Muddle America
Alexander Payne's trenchant social comedy wins by a landslide.



ELECTION
With Matthew Broderick, Reese Witherspoon
Written by Alexander Payne & Jim Taylor
Directed by Alexander Payne

BEHIND THE MANICURED LAWNS, tastefully decorated homes and family motels on the edge of town, sunny Omaha has a problem. It's the people who live there, and especially Tracy Flick, who's running for student government president at Carver High School with slogans like "Pick Flick" and "Sign Up for Tomorrow Today."

Tracy is the girl with the shiny Goldilocks curls and bright eyes who raises her hand stiff and high when Mr. McAllister, her dedicated social studies and world affairs teacher, asks who can explain the difference between "morals" and "ethics." But he calls on someone else because -- well, he's just a little uncomfortable with Tracy since she got caught having an affair with Mr. Novotny, who is now the school's former math teacher.

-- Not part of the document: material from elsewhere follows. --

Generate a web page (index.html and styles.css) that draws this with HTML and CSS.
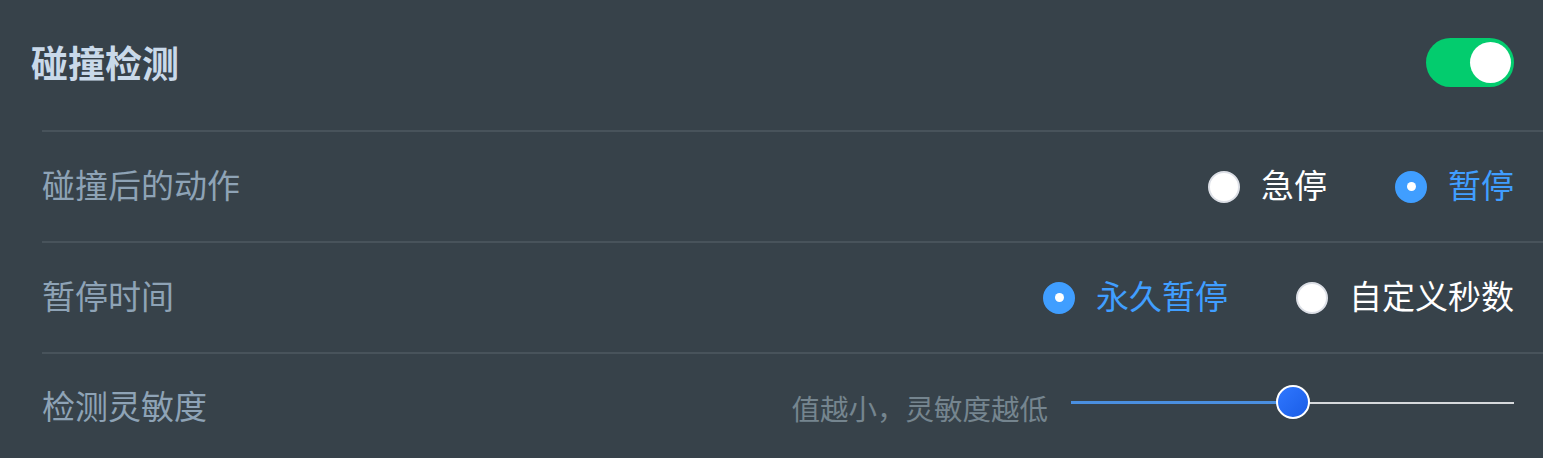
FILE: index.html
```html
<!DOCTYPE html>
<html lang="zh-CN">
<head>
<meta charset="utf-8">
<title>碰撞检测</title>
<link rel="stylesheet" href="styles.css">
</head>
<body>
<div class="card">
  <div class="head">
    <div class="title">碰撞检测</div>
    <div class="switch"><span class="knob"></span></div>
  </div>
  <div class="rows">
    <div class="row">
      <div class="label">碰撞后的动作</div>
      <div class="radios">
        <div class="radio"><span class="dot"></span><span class="rtext">急停</span></div>
        <div class="radio on"><span class="dot"></span><span class="rtext">暂停</span></div>
      </div>
    </div>
    <div class="row">
      <div class="label">暂停时间</div>
      <div class="radios">
        <div class="radio on"><span class="dot"></span><span class="rtext">永久暂停</span></div>
        <div class="radio"><span class="dot"></span><span class="rtext">自定义秒数</span></div>
      </div>
    </div>
    <div class="row last">
      <div class="label">检测灵敏度</div>
      <div class="sens">
        <span class="hint">值越小，灵敏度越低</span>
        <div class="slider">
          <div class="fill" style="width: 50%"></div>
          <span class="thumb" style="left: 50%"></span>
        </div>
      </div>
    </div>
  </div>
</div>
</body>
</html>
```
FILE: styles.css
```css
html, body {
  margin: 0;
  padding: 0;
  background: #37424a;
  overflow: hidden;
}
body {
  font-family: "Noto Sans CJK SC", "Noto Sans", sans-serif;
  width: 1543px;
  height: 458px;
}
.card {
  background: #37424a;
}
.head {
  height: 130px;
  display: flex;
  align-items: center;
  justify-content: space-between;
  padding-left: 31px;
  padding-right: 29px;
}
.title {
  font-size: 37px;
  font-weight: 700;
  color: #c9d9e9;
  line-height: 1;
  margin-top: -6px;
}
.switch {
  width: 88px;
  height: 49px;
  border-radius: 25px;
  background: #03cc6e;
  position: relative;
  margin-top: -6px;
}
.knob {
  position: absolute;
  width: 41px;
  height: 41px;
  border-radius: 50%;
  background: #fff;
  right: 3px;
  top: 4px;
}
.rows {
  margin-left: 42px;
}
.row {
  height: 109px;
  border-top: 2px solid #48535b;
  display: flex;
  align-items: center;
  justify-content: space-between;
  padding-right: 29px;
}
.label {
  font-size: 33px;
  color: #8ea3b6;
  line-height: 1;
  margin-top: -4px;
}
.row.last .label {
  margin-top: -6px;
}
.radios {
  display: flex;
  align-items: center;
  gap: 68px;
}
.radio {
  display: flex;
  align-items: center;
  gap: 21px;
}
.dot {
  width: 32px;
  height: 32px;
  box-sizing: border-box;
  border-radius: 50%;
  background: #fff;
  border: 2px solid #dcdfe6;
  display: flex;
  align-items: center;
  justify-content: center;
}
.radio.on .dot {
  background: #409eff;
  border-color: #409eff;
}
.radio.on .dot::after {
  content: "";
  width: 9px;
  height: 9px;
  border-radius: 50%;
  background: #fff;
}
.rtext {
  font-size: 33px;
  line-height: 1;
  color: #ffffff;
  margin-top: -4px;
}
.radio.on .rtext {
  color: #409eff;
}
.sens {
  display: flex;
  align-items: center;
  gap: 23px;
}
.hint {
  font-size: 28.5px;
  color: #75858f;
  line-height: 1;
}
.slider {
  position: relative;
  width: 443px;
  height: 2px;
  background: #d6d9dc;
  margin-bottom: 12px;
}
.fill {
  height: 3px;
  background: #4a8fe0;
  margin-top: -1px;
}
.thumb {
  position: absolute;
  top: 0;
  width: 34px;
  height: 34px;
  box-sizing: border-box;
  border-radius: 50%;
  border: 2px solid #fff;
  background: linear-gradient(135deg, #2f77ff, #1a5de6);
  transform: translate(-50%, -50%);
}
```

With her ambition, intellect and bubbling school spirit, Tracy (Reese Witherspoon) looks like the perfect student government leader -- on paper. But Mr. McAllister (Matthew Broderick) knows we have to be careful about girls like Tracy. So he recruits Paul Metzler, a dopey, good-hearted football player and all-around popular guy who broke a leg skiing and now needs something else to do on behalf of his school. Then, Paul's lesbian sister Tammy, whose family doesn't know about her proclivities, enters the race on a platform that only an outcast could so purposefully espouse: None of this bullshit matters, so vote for me and I'll shut the system down.

This is how the orderly mayhem unfolds in Election, a funny, trenchant, multi-layered social comedy by Alexander Payne, who directed the clumsy abortion satire Citizen Ruth a few years back. Since then, he must have eaten his Wheaties: Election is unerringly incisive in the way it dissects middle America and the lies people tell themselves -- and genuinely believe -- to get through all the rules of the day. His movie is pungent without being cruel (unlike the Coen brothers) and perverse without being sadistic (unlike David Lynch).

Payne and his co-writer, Jim Taylor, have conceived an integrated satire with humor that's perfectly situational, and with both a profound sense and a cutting-edge sensibility to every joke and character. As Election grows more corrosive and bizarre, it also gets more palpable and complex. Payne nimbly manipulates his stereotypes and clichés to find the place where cultural expectation meets the furtive appetites of human nature. He even finds a way to sympathize with Tracy, a young woman (one strike against her already) who tries too hard to compensate for being pretty (but not beautiful), and who's being raised by a single mother who writes admiring letters to famous women (like Connie Chung), yet who still finds subtle ways to shatter her daughter's self-esteem without even realizing it.

In Citizen Ruth, Payne didn't seem to know how to loosen his actors up and still make them seem like satirical objects. In Election, he does it with ease, although his casting probably helped. For Broderick, who has always been deft at playing befuddled eagerness that turns almost accidentally corrupt, think of Election as a droll and mature companion piece to his cult favorite, Ferris Bueller's Day Off. And for Witherspoon, whose range as an actress is still rather limited, it's the pert, sparkling, poisonous role she was born to play.